# [Written request]
Reproduce the listing below in full and without alteration, apart from its pictures.
>> start
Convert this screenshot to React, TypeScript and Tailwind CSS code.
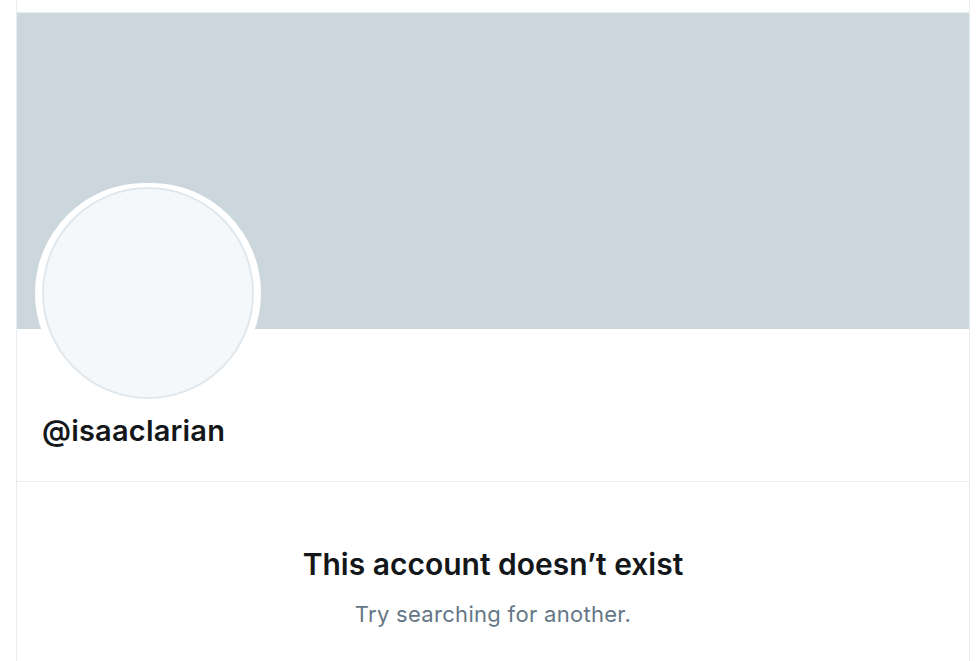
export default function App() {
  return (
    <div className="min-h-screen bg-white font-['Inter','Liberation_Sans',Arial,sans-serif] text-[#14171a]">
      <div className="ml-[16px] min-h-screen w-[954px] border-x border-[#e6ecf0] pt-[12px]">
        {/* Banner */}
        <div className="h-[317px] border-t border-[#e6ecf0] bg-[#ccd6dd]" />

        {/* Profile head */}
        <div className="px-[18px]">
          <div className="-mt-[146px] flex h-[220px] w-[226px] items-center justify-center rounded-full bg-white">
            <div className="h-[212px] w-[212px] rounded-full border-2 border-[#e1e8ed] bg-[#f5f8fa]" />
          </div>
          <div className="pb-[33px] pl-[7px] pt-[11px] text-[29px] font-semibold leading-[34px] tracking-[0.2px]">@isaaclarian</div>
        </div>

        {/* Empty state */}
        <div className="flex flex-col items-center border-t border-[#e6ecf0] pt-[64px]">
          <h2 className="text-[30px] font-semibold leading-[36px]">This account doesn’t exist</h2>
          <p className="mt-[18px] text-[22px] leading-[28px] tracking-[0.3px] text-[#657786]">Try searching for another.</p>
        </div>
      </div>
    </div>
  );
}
>> end
# [Solved problem]
Convert this screenshot to React, TypeScript and Tailwind CSS code.
export default function App() {
  return (
    <div className="min-h-screen bg-white font-['Inter','Liberation_Sans',Arial,sans-serif] text-[#14171a]">
      <div className="ml-[16px] min-h-screen w-[954px] border-x border-[#e6ecf0] pt-[12px]">
        {/* Banner */}
        <div className="h-[317px] border-t border-[#e6ecf0] bg-[#ccd6dd]" />

        {/* Profile head */}
        <div className="px-[18px]">
          <div className="-mt-[146px] flex h-[220px] w-[226px] items-center justify-center rounded-full bg-white">
            <div className="h-[212px] w-[212px] rounded-full border-2 border-[#e1e8ed] bg-[#f5f8fa]" />
          </div>
          <div className="pb-[33px] pl-[7px] pt-[11px] text-[29px] font-semibold leading-[34px] tracking-[0.2px]">@isaaclarian</div>
        </div>

        {/* Empty state */}
        <div className="flex flex-col items-center border-t border-[#e6ecf0] pt-[64px]">
          <h2 className="text-[30px] font-semibold leading-[36px]">This account doesn’t exist</h2>
          <p className="mt-[18px] text-[22px] leading-[28px] tracking-[0.3px] text-[#657786]">Try searching for another.</p>
        </div>
      </div>
    </div>
  );
}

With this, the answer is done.